P-hacking isn't a bug in statistics — it's a feature of human cognition. We are pattern-seeking creatures working with noisy data, and we have strong incentives (career, funding, fame) to find patterns. The solution isn't just better statistical methods; it's building institutions that reward honesty over novelty. Pre-registration, data sharing, replication — these are not just technical fixes. They're commitments to knowing the truth even when the truth is boring.
The Monte Carlo Truth Machine
Don't take my word for how bad this is. Let's simulate it. The tool below runs thousands of fake experiments where there is no true effect. It then applies various levels of p-hacking (modeled as trying multiple analyses and reporting the best) and shows you what the published literature would look like.
🎲 P-Hacking Simulation
Each "study" draws from two identical distributions (no real effect). P-hacking means trying multiple analyses and reporting the smallest p-value.
Play with the sliders. Watch what happens as you increase the number of analyses per study. With just one analysis, about 5% of studies cross the threshold — exactly as expected. With ten analyses, it jumps to around 40%. With fifty, it's over 90%. The p-value, which is supposed to be a guard against false positives, has been rendered completely meaningless.
This is the central lesson. The p-value is not a fact about the world. It's a fact about a procedure. If you follow the procedure honestly — formulate your hypothesis, collect your data, run your test — then the p-value protects you, at least somewhat, from being fooled by randomness. But if you deviate from the procedure — even in small, well-intentioned ways — the protection evaporates. And you won't feel it disappear. That's the most dangerous thing about p-hacking: it feels exactly like doing science.

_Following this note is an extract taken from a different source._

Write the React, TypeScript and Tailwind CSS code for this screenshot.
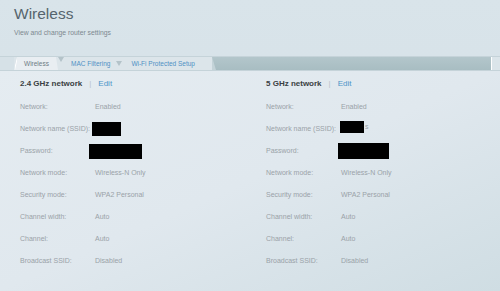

Daryl Bem's precognition paper, the one we started with, passed peer review. It used standard methods. Its p-values were small. And yet it was wrong — or at very least, its evidence was far weaker than the p-values suggested, because the analyses involved many decisions made after seeing the data. When other researchers tried to replicate Bem's work using pre-registered protocols, they found nothing.16
Bem's paper wasn't an embarrassment for Bem alone. It was an embarrassment for the entire system of scientific inference that let it through. The methods that "proved" precognition were the same methods being used to evaluate drugs, educational interventions, and economic policies. If those methods could prove that humans see the future, what else might they be getting wrong?
The answer, we now know, is: quite a lot. The replication crisis that followed Bem's paper — and the broader recognition of p-hacking as a systemic problem — has been one of the most important developments in the history of science. Not because it revealed that scientists are fraudulent (most aren't), but because it revealed something more troubling: that honest scientists, using standard methods, can reliably produce false results. The tools themselves were broken. And the first step toward fixing them was understanding exactly how.